Exercise goal:
Would you return all of this data exactly, leaving nothing out?

Data extract:
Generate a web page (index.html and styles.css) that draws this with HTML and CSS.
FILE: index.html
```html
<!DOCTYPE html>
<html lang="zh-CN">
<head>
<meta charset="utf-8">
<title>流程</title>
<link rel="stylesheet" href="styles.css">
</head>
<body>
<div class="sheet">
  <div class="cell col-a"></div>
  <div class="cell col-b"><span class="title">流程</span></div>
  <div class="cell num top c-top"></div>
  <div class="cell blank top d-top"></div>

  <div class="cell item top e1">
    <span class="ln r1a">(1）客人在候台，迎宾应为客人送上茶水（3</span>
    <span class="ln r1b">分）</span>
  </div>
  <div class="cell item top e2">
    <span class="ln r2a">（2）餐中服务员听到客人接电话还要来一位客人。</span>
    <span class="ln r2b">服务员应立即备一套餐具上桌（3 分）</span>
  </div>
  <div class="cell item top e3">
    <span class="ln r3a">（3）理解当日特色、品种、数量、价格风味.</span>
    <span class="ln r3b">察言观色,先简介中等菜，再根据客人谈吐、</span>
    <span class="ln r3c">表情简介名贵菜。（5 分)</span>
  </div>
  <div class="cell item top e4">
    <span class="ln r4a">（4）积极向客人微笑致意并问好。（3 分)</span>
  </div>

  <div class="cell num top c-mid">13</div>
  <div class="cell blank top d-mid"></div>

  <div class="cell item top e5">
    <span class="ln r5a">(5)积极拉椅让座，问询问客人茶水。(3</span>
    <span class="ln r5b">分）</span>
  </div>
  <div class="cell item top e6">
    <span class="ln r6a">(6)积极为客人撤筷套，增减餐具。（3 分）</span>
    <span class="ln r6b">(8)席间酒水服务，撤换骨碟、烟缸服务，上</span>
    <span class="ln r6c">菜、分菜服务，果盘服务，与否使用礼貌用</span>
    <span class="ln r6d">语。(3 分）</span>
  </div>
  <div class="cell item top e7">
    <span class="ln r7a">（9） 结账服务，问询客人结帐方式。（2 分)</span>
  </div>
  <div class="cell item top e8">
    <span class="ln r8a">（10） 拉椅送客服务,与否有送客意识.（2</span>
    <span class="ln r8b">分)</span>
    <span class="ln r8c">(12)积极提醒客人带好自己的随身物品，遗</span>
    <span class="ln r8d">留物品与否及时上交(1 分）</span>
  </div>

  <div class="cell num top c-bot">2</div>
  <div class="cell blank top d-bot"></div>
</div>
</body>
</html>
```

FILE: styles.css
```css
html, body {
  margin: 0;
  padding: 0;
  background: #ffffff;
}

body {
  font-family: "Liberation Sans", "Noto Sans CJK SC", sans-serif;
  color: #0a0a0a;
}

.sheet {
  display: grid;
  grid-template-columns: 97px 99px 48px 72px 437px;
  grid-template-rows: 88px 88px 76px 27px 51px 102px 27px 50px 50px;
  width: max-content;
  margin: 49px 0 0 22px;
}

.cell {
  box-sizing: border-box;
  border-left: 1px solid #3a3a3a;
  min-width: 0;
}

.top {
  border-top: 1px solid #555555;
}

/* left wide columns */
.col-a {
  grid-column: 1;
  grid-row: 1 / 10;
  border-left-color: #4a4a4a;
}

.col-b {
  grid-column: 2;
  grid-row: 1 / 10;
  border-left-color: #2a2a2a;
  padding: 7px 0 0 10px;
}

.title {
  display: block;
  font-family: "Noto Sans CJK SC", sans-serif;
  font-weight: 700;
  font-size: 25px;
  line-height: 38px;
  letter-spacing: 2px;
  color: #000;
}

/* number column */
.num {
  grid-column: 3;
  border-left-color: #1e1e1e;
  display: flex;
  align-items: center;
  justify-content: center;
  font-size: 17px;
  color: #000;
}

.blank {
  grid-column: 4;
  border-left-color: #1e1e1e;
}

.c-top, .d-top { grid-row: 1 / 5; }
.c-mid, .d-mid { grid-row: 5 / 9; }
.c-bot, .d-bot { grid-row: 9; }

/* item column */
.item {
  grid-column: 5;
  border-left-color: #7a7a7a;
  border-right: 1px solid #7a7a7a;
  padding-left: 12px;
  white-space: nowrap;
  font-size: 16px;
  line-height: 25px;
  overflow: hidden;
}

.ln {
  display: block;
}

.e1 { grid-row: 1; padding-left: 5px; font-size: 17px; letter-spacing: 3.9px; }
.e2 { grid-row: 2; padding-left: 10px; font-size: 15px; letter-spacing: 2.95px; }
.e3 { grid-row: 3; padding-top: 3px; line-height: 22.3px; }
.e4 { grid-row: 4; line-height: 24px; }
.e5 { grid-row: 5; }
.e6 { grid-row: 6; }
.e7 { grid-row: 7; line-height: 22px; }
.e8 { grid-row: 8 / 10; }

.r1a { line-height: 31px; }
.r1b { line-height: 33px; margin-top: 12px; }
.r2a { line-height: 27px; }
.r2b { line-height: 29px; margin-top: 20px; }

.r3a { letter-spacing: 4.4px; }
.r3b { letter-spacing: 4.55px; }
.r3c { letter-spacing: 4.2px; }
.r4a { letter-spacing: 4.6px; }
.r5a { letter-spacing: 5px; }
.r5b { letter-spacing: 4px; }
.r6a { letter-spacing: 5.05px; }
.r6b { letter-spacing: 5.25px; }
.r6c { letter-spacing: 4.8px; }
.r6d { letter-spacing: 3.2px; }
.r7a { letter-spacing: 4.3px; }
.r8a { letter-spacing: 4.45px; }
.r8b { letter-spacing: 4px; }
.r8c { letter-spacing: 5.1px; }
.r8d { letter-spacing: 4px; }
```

Result of this task:
Generate a web page (index.html and styles.css) that draws this with HTML and CSS.
FILE: index.html
```html
<!DOCTYPE html>
<html lang="zh-CN">
<head>
<meta charset="utf-8">
<title>流程</title>
<link rel="stylesheet" href="styles.css">
</head>
<body>
<div class="sheet">
  <div class="cell col-a"></div>
  <div class="cell col-b"><span class="title">流程</span></div>
  <div class="cell num top c-top"></div>
  <div class="cell blank top d-top"></div>

  <div class="cell item top e1">
    <span class="ln r1a">(1）客人在候台，迎宾应为客人送上茶水（3</span>
    <span class="ln r1b">分）</span>
  </div>
  <div class="cell item top e2">
    <span class="ln r2a">（2）餐中服务员听到客人接电话还要来一位客人。</span>
    <span class="ln r2b">服务员应立即备一套餐具上桌（3 分）</span>
  </div>
  <div class="cell item top e3">
    <span class="ln r3a">（3）理解当日特色、品种、数量、价格风味.</span>
    <span class="ln r3b">察言观色,先简介中等菜，再根据客人谈吐、</span>
    <span class="ln r3c">表情简介名贵菜。（5 分)</span>
  </div>
  <div class="cell item top e4">
    <span class="ln r4a">（4）积极向客人微笑致意并问好。（3 分)</span>
  </div>

  <div class="cell num top c-mid">13</div>
  <div class="cell blank top d-mid"></div>

  <div class="cell item top e5">
    <span class="ln r5a">(5)积极拉椅让座，问询问客人茶水。(3</span>
    <span class="ln r5b">分）</span>
  </div>
  <div class="cell item top e6">
    <span class="ln r6a">(6)积极为客人撤筷套，增减餐具。（3 分）</span>
    <span class="ln r6b">(8)席间酒水服务，撤换骨碟、烟缸服务，上</span>
    <span class="ln r6c">菜、分菜服务，果盘服务，与否使用礼貌用</span>
    <span class="ln r6d">语。(3 分）</span>
  </div>
  <div class="cell item top e7">
    <span class="ln r7a">（9） 结账服务，问询客人结帐方式。（2 分)</span>
  </div>
  <div class="cell item top e8">
    <span class="ln r8a">（10） 拉椅送客服务,与否有送客意识.（2</span>
    <span class="ln r8b">分)</span>
    <span class="ln r8c">(12)积极提醒客人带好自己的随身物品，遗</span>
    <span class="ln r8d">留物品与否及时上交(1 分）</span>
  </div>

  <div class="cell num top c-bot">2</div>
  <div class="cell blank top d-bot"></div>
</div>
</body>
</html>
```

FILE: styles.css
```css
html, body {
  margin: 0;
  padding: 0;
  background: #ffffff;
}

body {
  font-family: "Liberation Sans", "Noto Sans CJK SC", sans-serif;
  color: #0a0a0a;
}

.sheet {
  display: grid;
  grid-template-columns: 97px 99px 48px 72px 437px;
  grid-template-rows: 88px 88px 76px 27px 51px 102px 27px 50px 50px;
  width: max-content;
  margin: 49px 0 0 22px;
}

.cell {
  box-sizing: border-box;
  border-left: 1px solid #3a3a3a;
  min-width: 0;
}

.top {
  border-top: 1px solid #555555;
}

/* left wide columns */
.col-a {
  grid-column: 1;
  grid-row: 1 / 10;
  border-left-color: #4a4a4a;
}

.col-b {
  grid-column: 2;
  grid-row: 1 / 10;
  border-left-color: #2a2a2a;
  padding: 7px 0 0 10px;
}

.title {
  display: block;
  font-family: "Noto Sans CJK SC", sans-serif;
  font-weight: 700;
  font-size: 25px;
  line-height: 38px;
  letter-spacing: 2px;
  color: #000;
}

/* number column */
.num {
  grid-column: 3;
  border-left-color: #1e1e1e;
  display: flex;
  align-items: center;
  justify-content: center;
  font-size: 17px;
  color: #000;
}

.blank {
  grid-column: 4;
  border-left-color: #1e1e1e;
}

.c-top, .d-top { grid-row: 1 / 5; }
.c-mid, .d-mid { grid-row: 5 / 9; }
.c-bot, .d-bot { grid-row: 9; }

/* item column */
.item {
  grid-column: 5;
  border-left-color: #7a7a7a;
  border-right: 1px solid #7a7a7a;
  padding-left: 12px;
  white-space: nowrap;
  font-size: 16px;
  line-height: 25px;
  overflow: hidden;
}

.ln {
  display: block;
}

.e1 { grid-row: 1; padding-left: 5px; font-size: 17px; letter-spacing: 3.9px; }
.e2 { grid-row: 2; padding-left: 10px; font-size: 15px; letter-spacing: 2.95px; }
.e3 { grid-row: 3; padding-top: 3px; line-height: 22.3px; }
.e4 { grid-row: 4; line-height: 24px; }
.e5 { grid-row: 5; }
.e6 { grid-row: 6; }
.e7 { grid-row: 7; line-height: 22px; }
.e8 { grid-row: 8 / 10; }

.r1a { line-height: 31px; }
.r1b { line-height: 33px; margin-top: 12px; }
.r2a { line-height: 27px; }
.r2b { line-height: 29px; margin-top: 20px; }

.r3a { letter-spacing: 4.4px; }
.r3b { letter-spacing: 4.55px; }
.r3c { letter-spacing: 4.2px; }
.r4a { letter-spacing: 4.6px; }
.r5a { letter-spacing: 5px; }
.r5b { letter-spacing: 4px; }
.r6a { letter-spacing: 5.05px; }
.r6b { letter-spacing: 5.25px; }
.r6c { letter-spacing: 4.8px; }
.r6d { letter-spacing: 3.2px; }
.r7a { letter-spacing: 4.3px; }
.r8a { letter-spacing: 4.45px; }
.r8b { letter-spacing: 4px; }
.r8c { letter-spacing: 5.1px; }
.r8d { letter-spacing: 4px; }
```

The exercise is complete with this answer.